= Peter Cropper =

British violinist (1945–2015)

Peter Cropper (19 November 1945 – 29 May 2015) was a British violinist, leader of the Lindsay String Quartet, and founding artistic director of Music in the Round, a charitable organisation he founded in the 1980s to promote chamber music concerts.

==Biography==
Cropper was born in Southport, Lancashire, on 19 November 1945. His father Alfred Cropper was a chartered accountant and his mother was Edith Kathleen (Kate), née Hale. He gained a scholarship to Uppingham School in 1959 based on his musical ability. In 1963 he studied at the Royal Academy of Music.
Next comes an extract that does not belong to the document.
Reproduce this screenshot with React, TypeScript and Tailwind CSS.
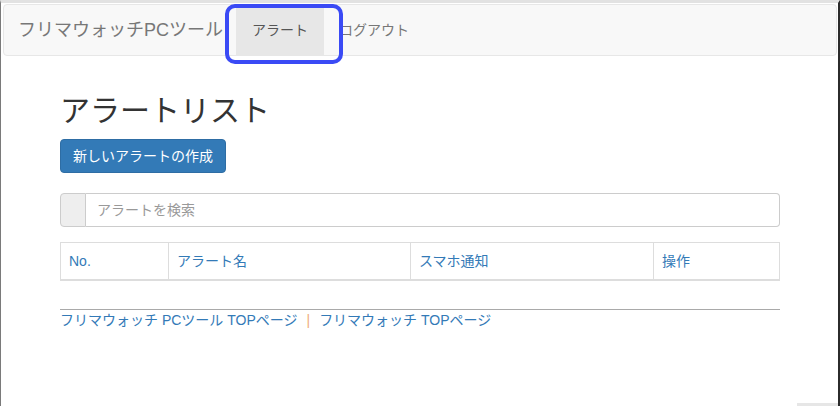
const FONT = { fontFamily: '"Liberation Sans", "Noto Sans CJK JP", sans-serif' };

const COLUMNS = [
  { label: "No.", width: "w-[107px]" },
  { label: "アラート名", width: "w-[242px]" },
  { label: "スマホ通知", width: "w-[243px]" },
  { label: "操作", width: "flex-1" },
];

export default function App() {
  return (
    <div
      className="relative w-[840px] h-[406px] overflow-hidden bg-white border-t-[3px] border-t-[#e2e2e2] border-l border-l-[#7a7a7a] border-r-2 border-r-[#2b2b2b] pl-[2px] pr-[1px] text-[14px] text-[#333]"
      style={FONT}
    >
      {/* navbar */}
      <nav className="mt-px h-[52px] flex items-stretch bg-[#f8f8f8] border border-[#e7e7e7] rounded-[4px]">
        <a className="flex items-center pl-[14px] pr-[15px] text-[18px] text-[#777]">フリマウォッチPCツール</a>
        <a className="flex items-center ml-[-2px] px-[16px] bg-[#e7e7e7] text-[#555]">アラート</a>
        <a className="flex items-center px-[15px] text-[#777]">ログアウト</a>
      </nav>

      {/* main */}
      <div className="w-[720px] ml-[57px]">
        <h1 className="mt-[35px] text-[30px] leading-[40px] text-[#333]">アラートリスト</h1>
        <button className="mt-[8px] h-[34px] px-[12px] rounded-[4px] bg-[#337ab7] border border-[#2e6da4] text-white text-[14px]">
          新しいアラートの作成
        </button>

        <div className="mt-[20px] flex h-[34px]">
          <span className="w-[26px] bg-[#eee] border border-[#ccc] rounded-l-[4px]" />
          <div className="flex-1 flex items-center px-[11px] border border-l-0 border-[#ccc] rounded-r-[4px] text-[#999]">
            アラートを検索
          </div>
        </div>

        <div className="mt-[15px] flex border border-[#ddd] border-b-2">
          {COLUMNS.map((c, i) => (
            <div
              key={c.label}
              className={`${c.width} h-[36px] flex items-center px-[8px] text-[#337ab7] ${i > 0 ? "border-l border-[#ddd]" : ""}`}
            >
              {c.label}
            </div>
          ))}
        </div>

        <div className="mt-[28px] border-t border-[#a9a9a9] flex items-center leading-[20px] text-[#337ab7]">
          <span>フリマウォッチ PCツール TOPページ</span>
          <span className="mx-[9px] text-[#f0ad7e]">|</span>
          <span>フリマウォッチ TOPページ</span>
        </div>
      </div>

      {/* highlight annotation */}
      <div className="absolute left-[224px] top-[1px] w-[118px] h-[60px] border-4 border-[#3a4af5] rounded-[10px]" />
      <div className="absolute right-0 bottom-0 w-[41px] h-[3px] bg-[#e6e6e6]" />
    </div>
  );
}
He was married at Thornham Parva, Suffolk, on 19 December 1972 to violinist Nina Esmé Martin. He died, as a result of a heart attack, on 29 May 2015 in Sheffield.

==Career==
While at the Royal Academy, Cropper formed the Cropper Quartet with Michael Adamson, Roger Bigley and Bernard Gregor-Smith. When they moved to Keele University, they renamed themselves the Lindsay String Quartet after Alexander Lindsay who was its first principal. In 1984, Cropper founded Music in the Round, which would promote chamber music around the UK. The Lindsays formed the core of Music in the Round's activity for over twenty years, until their retirement in 2005. By the time of their retirement, Music in the Round was the largest promoter of chamber music in the UK outside London.

A frequently told story about Cropper dates to 1981 when London's Royal Academy of Music lent him a 258 year old Stradivarius for a series of concerts. On the first night of the concert, Cropper tripped and broke the precious violin. Fortunately, a master craftsman was able to repair the violin which reportedly sounded even better after the repair.